The Color Purple
Alice Walker wrote The Color Purple in order to capture and illuminate the hardship and bitterness African American women had to face in the early 1900s. Walker’s story is filled with very powerful and emotional experiences such as rape, physical abuse and verbal abuse, prejudice, the oppression of women, and hatred. The truth about men and women, blacks and whites, love and perseverance are revealed by Walker’s saga. Through the epistle format, Walker demonstrates the transformation of a mentally, physically and spiritually abused black girl into an independent, strong woman.
Celie is the main character of the novel and endures a great deal of pain. When she is very young, her stepfather impregnates her, and her two children are born and sold. Celie is then married to a man who beats her and sends her sister away, never again allowing the two to communicate. The only light that came into Celie’s life when living with Mr. was when Shug Avery came. The two women became involved in an intimate relationship and together they found the same love that each was lacking. Many years later Celie finally leaves the brutal life with her husband. She learns of her sister and children and that they are coming from Africa to find her. Celie’s dreams never deteriorate and she is eventually delivered from the oppression of her younger days.
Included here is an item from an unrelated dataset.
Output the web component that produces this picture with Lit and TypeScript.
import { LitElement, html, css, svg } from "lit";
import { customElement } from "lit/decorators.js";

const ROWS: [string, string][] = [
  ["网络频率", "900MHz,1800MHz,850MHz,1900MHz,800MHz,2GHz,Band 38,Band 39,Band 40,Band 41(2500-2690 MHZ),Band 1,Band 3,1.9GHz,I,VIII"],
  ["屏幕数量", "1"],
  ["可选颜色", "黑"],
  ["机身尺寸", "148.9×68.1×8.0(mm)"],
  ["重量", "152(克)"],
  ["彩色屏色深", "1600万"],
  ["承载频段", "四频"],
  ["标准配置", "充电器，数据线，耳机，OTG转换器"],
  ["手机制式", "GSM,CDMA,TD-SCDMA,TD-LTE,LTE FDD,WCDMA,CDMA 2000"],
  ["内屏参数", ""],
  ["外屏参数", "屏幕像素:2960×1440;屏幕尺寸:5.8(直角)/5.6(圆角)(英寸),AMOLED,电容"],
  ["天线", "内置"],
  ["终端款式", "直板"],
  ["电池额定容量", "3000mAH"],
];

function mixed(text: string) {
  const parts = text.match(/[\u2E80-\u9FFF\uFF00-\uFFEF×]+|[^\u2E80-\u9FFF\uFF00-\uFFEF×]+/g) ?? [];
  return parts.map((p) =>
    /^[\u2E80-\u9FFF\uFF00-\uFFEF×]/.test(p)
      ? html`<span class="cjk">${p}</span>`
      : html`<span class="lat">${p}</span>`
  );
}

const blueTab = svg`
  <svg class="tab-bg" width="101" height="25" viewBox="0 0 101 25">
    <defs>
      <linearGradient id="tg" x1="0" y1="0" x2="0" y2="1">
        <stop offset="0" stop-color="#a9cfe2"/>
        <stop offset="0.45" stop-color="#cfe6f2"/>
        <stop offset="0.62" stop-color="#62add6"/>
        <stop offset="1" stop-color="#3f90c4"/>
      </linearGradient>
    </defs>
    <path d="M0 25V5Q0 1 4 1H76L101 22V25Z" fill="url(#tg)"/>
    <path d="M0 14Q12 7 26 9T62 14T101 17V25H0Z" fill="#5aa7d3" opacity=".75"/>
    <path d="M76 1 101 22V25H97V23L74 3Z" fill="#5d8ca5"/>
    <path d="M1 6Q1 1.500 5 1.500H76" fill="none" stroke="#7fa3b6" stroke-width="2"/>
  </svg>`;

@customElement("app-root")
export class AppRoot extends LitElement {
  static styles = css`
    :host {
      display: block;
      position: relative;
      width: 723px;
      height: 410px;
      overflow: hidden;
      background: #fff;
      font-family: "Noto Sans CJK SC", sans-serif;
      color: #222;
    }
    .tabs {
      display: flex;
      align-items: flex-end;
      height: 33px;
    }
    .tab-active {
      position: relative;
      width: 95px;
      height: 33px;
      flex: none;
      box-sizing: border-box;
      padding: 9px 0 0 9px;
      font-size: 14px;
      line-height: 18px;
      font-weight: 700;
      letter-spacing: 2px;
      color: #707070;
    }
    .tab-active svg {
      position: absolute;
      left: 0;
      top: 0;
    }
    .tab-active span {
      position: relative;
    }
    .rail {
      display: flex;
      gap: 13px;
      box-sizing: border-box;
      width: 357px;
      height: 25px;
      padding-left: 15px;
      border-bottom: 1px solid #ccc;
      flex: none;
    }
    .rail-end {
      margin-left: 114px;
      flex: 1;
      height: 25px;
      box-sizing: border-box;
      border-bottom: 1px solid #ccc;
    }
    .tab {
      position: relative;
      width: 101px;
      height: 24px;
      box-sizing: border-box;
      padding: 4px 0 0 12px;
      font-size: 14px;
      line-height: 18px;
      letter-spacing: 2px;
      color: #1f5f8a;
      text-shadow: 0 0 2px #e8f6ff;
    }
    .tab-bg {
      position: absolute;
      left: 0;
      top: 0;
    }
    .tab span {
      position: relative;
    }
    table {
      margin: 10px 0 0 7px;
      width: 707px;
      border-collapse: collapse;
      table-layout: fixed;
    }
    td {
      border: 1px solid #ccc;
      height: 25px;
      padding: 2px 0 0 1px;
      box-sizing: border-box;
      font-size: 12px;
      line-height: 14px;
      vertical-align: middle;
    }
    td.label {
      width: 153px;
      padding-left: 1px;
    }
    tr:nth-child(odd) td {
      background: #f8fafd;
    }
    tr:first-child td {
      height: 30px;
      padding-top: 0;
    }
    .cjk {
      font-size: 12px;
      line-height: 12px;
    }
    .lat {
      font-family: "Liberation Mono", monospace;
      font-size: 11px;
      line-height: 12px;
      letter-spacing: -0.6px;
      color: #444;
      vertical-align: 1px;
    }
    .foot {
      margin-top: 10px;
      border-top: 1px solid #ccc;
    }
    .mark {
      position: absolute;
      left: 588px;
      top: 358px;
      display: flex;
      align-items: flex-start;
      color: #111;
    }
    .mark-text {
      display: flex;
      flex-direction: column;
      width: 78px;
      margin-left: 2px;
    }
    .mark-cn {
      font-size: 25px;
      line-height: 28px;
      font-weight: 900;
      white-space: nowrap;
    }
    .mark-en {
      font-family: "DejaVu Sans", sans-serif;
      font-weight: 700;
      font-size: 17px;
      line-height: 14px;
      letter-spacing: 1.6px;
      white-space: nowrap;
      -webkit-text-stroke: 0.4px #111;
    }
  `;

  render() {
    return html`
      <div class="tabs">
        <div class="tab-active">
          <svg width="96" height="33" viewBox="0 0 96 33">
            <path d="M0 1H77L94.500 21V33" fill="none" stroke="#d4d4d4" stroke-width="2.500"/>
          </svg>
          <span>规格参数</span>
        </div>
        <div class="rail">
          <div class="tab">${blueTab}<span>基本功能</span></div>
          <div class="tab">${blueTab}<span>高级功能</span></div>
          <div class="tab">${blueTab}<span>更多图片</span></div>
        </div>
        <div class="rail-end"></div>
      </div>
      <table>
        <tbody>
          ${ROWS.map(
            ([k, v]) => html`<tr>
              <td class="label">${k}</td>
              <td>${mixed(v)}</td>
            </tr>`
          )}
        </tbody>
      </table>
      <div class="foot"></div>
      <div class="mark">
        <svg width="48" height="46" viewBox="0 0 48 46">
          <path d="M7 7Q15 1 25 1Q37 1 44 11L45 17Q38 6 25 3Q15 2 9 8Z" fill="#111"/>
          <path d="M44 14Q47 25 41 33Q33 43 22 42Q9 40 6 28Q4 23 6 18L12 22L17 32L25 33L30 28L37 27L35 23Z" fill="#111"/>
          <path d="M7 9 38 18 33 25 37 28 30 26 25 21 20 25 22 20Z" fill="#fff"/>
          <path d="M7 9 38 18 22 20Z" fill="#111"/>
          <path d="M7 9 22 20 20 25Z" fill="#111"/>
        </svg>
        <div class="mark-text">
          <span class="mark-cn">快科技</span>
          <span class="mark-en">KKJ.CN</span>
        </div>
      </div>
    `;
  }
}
The Color Purple is largely about “the role of male domination in the frustration of black women’s struggle for independence...” . Celie knows that her husband controls her, and she acknowledges this when she “think bout how every time [she] jump when Mr. _____ call [her]” . She does not know that she is able to confront Mr. _____ about the horrible ways in which she is treated. Because she desires to be bold, she envies her daughter-in-law, Sophie. She longs for the courage she sees in Sophie every time Sophie refuses to mind Harpo, her husband. Celie encourages Harpo to beat Sophie because of her brazenness. When Sophie asks Celie why Celie has betrayed her, Celie says, “I say it cause I’m jealous of you. I say it cause you do what I can’t”. Celie cannot assert her independence, and because of her resentment of Sophie’s freedom, she wants to deny Sophie her independence.